'''

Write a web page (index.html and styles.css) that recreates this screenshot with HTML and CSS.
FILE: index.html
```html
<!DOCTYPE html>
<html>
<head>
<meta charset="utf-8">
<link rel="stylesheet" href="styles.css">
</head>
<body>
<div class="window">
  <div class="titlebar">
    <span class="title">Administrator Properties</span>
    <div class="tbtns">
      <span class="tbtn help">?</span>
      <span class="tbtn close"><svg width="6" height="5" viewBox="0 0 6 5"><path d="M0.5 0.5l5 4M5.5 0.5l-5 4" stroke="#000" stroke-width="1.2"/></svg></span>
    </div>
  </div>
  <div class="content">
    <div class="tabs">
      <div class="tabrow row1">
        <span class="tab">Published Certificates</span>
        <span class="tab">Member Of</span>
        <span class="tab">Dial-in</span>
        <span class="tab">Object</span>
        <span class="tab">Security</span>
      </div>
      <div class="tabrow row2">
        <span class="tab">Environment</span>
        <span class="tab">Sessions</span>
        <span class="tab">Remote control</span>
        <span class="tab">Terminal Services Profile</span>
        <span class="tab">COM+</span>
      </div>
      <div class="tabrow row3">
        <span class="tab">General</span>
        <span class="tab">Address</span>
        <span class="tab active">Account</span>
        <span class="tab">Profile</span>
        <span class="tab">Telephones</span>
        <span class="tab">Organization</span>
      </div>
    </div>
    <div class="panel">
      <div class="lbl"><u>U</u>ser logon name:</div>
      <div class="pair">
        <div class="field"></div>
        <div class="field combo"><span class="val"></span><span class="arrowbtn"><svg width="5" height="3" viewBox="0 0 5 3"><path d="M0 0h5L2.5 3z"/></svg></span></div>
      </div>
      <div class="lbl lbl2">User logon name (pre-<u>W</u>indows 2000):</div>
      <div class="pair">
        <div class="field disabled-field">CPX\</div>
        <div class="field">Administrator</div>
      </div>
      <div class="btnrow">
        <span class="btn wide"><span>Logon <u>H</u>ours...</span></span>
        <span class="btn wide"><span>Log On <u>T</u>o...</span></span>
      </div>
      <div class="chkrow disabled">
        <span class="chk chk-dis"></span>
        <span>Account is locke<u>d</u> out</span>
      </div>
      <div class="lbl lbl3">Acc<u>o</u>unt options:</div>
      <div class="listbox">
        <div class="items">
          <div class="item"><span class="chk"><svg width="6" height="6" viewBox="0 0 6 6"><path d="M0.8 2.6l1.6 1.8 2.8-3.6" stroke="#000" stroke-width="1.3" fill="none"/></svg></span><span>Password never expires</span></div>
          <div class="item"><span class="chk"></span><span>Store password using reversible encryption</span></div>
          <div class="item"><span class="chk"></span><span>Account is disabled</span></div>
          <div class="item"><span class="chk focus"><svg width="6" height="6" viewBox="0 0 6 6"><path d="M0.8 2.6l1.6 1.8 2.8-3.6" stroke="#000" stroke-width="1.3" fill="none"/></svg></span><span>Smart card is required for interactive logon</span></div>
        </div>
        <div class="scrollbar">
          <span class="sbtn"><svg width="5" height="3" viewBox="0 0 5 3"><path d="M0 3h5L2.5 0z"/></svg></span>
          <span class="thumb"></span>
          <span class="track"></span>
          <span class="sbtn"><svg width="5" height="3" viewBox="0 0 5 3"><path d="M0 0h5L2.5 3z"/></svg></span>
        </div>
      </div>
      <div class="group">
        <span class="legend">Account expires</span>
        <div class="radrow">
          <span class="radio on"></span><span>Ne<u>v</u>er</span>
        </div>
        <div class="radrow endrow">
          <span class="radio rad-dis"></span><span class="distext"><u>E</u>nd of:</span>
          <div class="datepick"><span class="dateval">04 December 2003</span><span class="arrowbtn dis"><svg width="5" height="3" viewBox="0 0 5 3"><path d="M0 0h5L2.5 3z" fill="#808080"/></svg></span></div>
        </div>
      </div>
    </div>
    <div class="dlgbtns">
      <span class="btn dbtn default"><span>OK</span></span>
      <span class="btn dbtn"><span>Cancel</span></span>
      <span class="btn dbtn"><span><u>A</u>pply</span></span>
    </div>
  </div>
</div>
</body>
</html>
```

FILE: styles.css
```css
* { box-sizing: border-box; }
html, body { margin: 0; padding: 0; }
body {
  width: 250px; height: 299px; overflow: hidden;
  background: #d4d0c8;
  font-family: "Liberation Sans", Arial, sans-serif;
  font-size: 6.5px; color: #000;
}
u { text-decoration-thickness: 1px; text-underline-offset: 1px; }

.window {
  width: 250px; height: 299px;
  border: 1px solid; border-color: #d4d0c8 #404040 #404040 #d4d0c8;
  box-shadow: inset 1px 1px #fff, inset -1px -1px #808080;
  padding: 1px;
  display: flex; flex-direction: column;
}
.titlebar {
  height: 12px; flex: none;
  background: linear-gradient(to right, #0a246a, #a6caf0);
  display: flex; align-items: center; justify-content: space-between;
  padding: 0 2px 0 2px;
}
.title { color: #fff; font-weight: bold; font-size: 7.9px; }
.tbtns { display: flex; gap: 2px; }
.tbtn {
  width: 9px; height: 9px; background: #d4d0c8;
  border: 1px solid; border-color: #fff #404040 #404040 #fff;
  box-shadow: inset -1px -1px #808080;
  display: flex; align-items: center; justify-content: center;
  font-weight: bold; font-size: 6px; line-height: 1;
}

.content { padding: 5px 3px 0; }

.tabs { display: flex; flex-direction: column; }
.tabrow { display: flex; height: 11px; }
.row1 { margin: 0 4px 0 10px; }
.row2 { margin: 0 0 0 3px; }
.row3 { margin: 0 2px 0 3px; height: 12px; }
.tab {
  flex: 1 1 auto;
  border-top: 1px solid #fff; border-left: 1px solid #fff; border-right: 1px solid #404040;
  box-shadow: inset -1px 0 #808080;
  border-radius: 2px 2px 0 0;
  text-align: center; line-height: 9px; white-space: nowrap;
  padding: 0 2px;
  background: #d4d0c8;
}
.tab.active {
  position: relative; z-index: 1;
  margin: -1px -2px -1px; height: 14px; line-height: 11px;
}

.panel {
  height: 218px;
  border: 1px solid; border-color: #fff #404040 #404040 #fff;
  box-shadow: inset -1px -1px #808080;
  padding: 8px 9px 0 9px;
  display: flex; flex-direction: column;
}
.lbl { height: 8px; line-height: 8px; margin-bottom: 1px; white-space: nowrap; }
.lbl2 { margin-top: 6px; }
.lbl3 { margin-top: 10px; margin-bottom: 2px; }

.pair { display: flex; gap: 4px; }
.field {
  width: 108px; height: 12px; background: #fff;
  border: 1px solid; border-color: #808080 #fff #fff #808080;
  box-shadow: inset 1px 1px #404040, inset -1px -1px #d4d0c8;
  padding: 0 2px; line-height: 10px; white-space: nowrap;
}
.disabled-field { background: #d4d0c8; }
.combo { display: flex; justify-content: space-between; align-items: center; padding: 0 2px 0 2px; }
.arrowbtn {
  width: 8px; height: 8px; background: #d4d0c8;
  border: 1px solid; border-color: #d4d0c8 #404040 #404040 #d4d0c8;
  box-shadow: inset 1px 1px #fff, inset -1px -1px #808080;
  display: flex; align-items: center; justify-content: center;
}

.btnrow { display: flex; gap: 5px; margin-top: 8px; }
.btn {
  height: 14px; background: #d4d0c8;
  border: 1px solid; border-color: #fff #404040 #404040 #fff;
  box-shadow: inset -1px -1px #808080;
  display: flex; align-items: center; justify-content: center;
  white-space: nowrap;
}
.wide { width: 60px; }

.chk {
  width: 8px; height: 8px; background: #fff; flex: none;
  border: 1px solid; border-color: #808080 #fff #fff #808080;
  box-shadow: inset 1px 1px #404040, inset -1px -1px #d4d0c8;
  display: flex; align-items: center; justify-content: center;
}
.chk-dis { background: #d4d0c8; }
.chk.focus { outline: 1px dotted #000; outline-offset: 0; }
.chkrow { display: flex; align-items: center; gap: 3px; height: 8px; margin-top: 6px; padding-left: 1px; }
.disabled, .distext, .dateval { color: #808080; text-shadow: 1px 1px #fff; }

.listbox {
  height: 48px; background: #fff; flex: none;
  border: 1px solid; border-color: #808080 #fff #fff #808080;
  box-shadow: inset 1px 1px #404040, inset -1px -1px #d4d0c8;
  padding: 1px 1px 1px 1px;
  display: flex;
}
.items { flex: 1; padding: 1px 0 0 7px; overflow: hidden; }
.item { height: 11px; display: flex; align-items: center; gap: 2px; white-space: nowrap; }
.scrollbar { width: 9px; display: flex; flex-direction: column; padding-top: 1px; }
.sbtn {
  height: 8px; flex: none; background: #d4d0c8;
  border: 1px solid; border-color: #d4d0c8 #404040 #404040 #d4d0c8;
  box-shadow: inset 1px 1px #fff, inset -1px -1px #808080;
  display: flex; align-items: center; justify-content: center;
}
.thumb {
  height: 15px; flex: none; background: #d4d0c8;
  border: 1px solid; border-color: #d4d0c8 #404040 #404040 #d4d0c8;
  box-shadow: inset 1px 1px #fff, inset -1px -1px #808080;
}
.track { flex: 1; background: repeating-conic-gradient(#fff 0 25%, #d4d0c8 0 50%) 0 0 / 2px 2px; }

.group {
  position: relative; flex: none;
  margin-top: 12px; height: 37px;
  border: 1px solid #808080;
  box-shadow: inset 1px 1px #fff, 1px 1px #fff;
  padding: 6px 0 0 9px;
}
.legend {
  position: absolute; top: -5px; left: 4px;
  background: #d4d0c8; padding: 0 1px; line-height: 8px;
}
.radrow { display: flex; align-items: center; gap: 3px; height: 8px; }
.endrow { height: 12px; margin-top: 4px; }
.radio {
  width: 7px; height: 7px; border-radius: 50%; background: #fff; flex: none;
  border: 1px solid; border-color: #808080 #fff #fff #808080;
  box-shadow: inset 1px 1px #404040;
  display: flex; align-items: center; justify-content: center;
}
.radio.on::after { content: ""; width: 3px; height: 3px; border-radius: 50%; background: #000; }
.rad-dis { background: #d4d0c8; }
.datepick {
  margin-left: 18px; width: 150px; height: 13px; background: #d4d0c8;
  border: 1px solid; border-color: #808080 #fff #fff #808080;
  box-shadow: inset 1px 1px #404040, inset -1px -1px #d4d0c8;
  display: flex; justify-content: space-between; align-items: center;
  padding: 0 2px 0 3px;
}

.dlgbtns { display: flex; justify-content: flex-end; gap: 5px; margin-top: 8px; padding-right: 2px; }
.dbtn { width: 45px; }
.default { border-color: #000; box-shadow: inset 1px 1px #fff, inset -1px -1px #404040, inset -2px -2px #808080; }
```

'''
'''

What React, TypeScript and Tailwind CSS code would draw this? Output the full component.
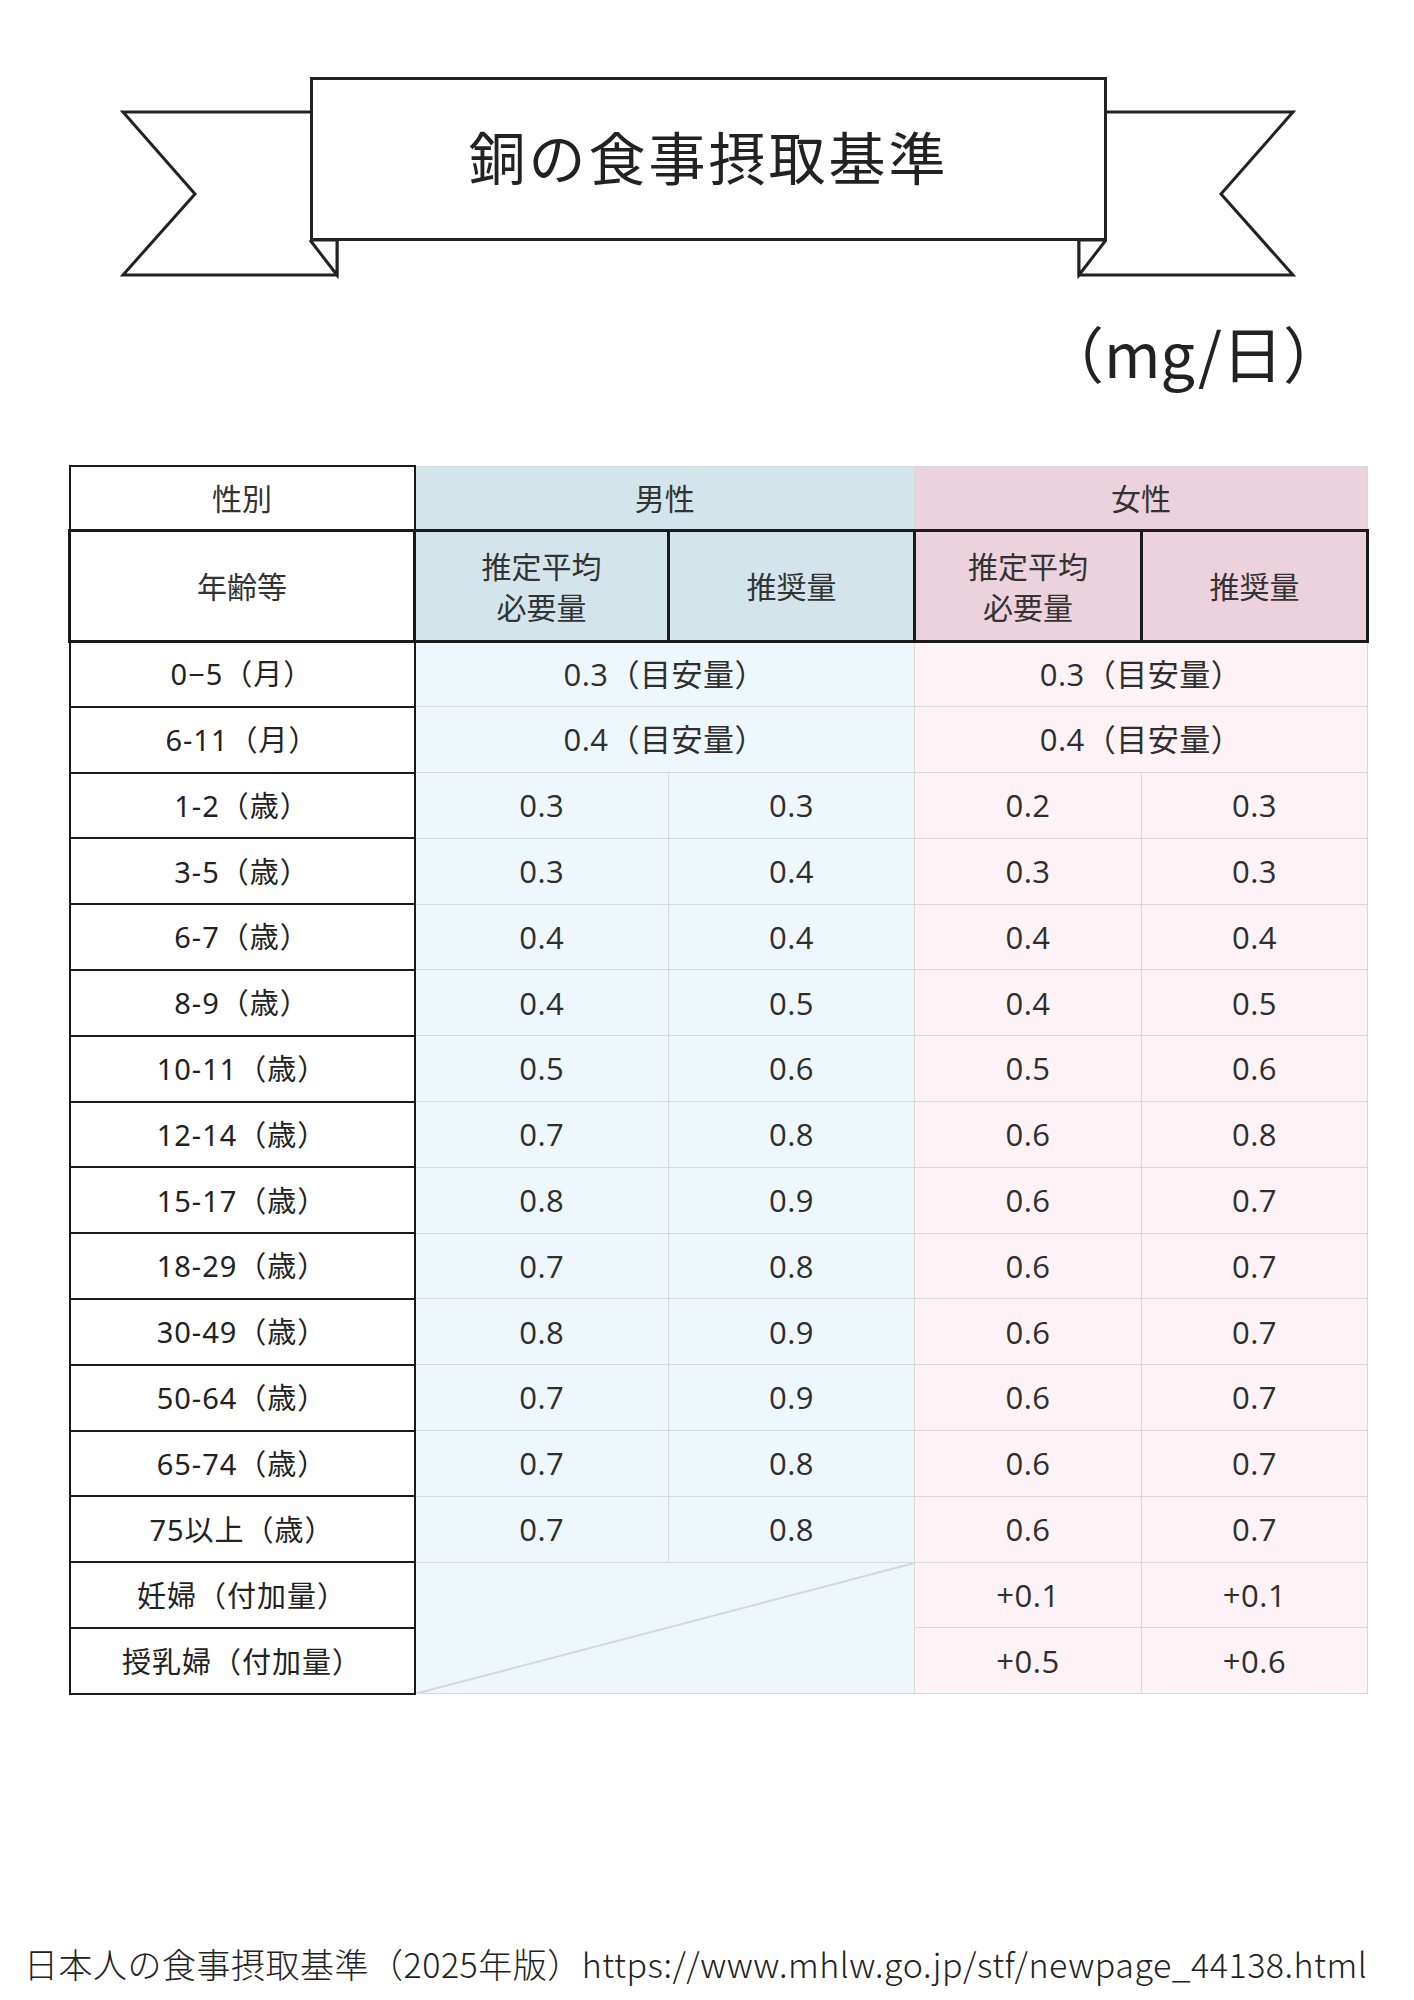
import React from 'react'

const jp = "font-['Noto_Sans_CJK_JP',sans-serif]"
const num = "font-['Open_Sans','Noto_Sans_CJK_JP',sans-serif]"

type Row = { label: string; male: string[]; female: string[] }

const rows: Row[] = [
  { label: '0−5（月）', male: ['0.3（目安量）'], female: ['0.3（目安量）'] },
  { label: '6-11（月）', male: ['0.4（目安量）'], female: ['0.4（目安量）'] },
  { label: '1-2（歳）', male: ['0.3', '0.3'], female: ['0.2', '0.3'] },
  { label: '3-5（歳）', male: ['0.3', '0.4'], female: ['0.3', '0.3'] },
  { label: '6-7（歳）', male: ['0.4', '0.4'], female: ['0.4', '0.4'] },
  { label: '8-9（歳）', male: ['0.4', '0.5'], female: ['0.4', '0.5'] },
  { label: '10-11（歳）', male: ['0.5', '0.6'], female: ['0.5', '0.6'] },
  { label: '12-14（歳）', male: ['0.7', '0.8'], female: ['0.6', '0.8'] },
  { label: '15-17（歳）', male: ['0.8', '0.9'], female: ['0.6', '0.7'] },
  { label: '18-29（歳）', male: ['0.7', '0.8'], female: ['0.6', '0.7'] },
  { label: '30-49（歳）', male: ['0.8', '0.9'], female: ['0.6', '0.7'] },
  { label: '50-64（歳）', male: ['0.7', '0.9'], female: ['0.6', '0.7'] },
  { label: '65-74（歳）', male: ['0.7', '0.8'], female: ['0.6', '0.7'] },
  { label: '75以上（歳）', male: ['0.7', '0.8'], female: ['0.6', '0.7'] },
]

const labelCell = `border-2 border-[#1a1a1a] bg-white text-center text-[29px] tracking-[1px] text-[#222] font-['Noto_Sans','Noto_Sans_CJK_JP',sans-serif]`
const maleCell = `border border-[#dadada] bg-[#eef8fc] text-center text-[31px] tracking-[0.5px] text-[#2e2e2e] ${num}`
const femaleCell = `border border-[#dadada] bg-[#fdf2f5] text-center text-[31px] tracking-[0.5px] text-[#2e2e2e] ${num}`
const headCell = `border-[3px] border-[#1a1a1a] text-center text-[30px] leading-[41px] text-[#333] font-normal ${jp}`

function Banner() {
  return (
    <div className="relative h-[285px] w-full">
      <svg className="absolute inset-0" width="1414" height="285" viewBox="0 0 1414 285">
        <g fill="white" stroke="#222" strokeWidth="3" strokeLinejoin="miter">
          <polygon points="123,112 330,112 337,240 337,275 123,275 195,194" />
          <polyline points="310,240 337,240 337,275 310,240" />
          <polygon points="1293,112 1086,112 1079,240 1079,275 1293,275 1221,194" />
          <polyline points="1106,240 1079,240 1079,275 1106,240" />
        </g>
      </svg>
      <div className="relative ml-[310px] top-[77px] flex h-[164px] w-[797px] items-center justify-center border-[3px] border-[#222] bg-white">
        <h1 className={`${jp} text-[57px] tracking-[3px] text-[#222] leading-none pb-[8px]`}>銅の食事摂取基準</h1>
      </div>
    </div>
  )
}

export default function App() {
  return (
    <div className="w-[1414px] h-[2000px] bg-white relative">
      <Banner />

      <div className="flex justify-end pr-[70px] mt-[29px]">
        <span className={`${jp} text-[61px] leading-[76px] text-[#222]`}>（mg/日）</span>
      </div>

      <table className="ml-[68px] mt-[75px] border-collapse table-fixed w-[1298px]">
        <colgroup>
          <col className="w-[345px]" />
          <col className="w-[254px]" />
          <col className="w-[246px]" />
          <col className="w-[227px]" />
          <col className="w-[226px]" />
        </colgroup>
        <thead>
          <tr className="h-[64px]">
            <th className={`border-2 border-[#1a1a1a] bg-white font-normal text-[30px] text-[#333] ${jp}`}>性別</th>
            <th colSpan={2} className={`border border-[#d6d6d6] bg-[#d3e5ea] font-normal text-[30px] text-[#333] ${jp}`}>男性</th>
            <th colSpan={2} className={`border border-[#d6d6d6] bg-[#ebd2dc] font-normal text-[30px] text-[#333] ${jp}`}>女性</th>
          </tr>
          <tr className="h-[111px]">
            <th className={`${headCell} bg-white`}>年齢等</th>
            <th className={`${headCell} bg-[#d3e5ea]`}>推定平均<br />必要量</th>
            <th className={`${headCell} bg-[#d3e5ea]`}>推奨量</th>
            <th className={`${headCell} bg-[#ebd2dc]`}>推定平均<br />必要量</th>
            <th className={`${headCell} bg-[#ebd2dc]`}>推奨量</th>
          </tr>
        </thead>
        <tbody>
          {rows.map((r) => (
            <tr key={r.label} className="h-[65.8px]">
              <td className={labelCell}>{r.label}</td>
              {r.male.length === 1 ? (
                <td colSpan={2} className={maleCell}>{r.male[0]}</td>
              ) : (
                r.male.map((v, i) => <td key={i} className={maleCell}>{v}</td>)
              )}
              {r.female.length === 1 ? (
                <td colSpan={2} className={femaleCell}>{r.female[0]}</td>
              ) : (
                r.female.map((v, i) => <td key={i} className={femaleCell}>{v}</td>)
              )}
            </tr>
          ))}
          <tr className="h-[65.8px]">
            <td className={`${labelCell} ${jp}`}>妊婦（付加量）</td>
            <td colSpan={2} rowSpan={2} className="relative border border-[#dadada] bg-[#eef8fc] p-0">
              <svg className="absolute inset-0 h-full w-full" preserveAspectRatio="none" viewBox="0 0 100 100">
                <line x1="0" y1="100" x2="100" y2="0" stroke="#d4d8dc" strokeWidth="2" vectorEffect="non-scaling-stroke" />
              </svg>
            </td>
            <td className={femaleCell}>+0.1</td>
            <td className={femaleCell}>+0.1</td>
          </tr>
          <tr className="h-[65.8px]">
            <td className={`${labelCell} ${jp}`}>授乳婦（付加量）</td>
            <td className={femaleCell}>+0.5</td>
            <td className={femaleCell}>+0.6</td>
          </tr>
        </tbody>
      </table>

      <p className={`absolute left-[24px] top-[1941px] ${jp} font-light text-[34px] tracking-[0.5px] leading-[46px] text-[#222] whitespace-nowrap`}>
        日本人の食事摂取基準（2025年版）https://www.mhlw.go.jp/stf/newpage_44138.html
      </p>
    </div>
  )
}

'''
'''

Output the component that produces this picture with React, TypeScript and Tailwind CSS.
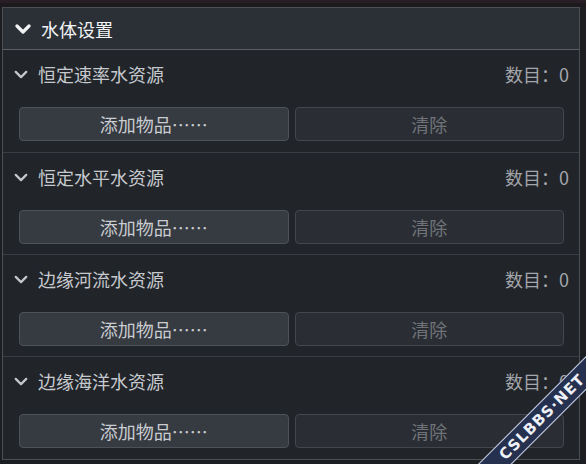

'''

Exercise goal
Pull out the lines above in which the word "styles" appears.

Result for this task
Write a web page (index.html and styles.css) that recreates this screenshot with HTML and CSS.
<link rel="stylesheet" href="styles.css">
FILE: styles.css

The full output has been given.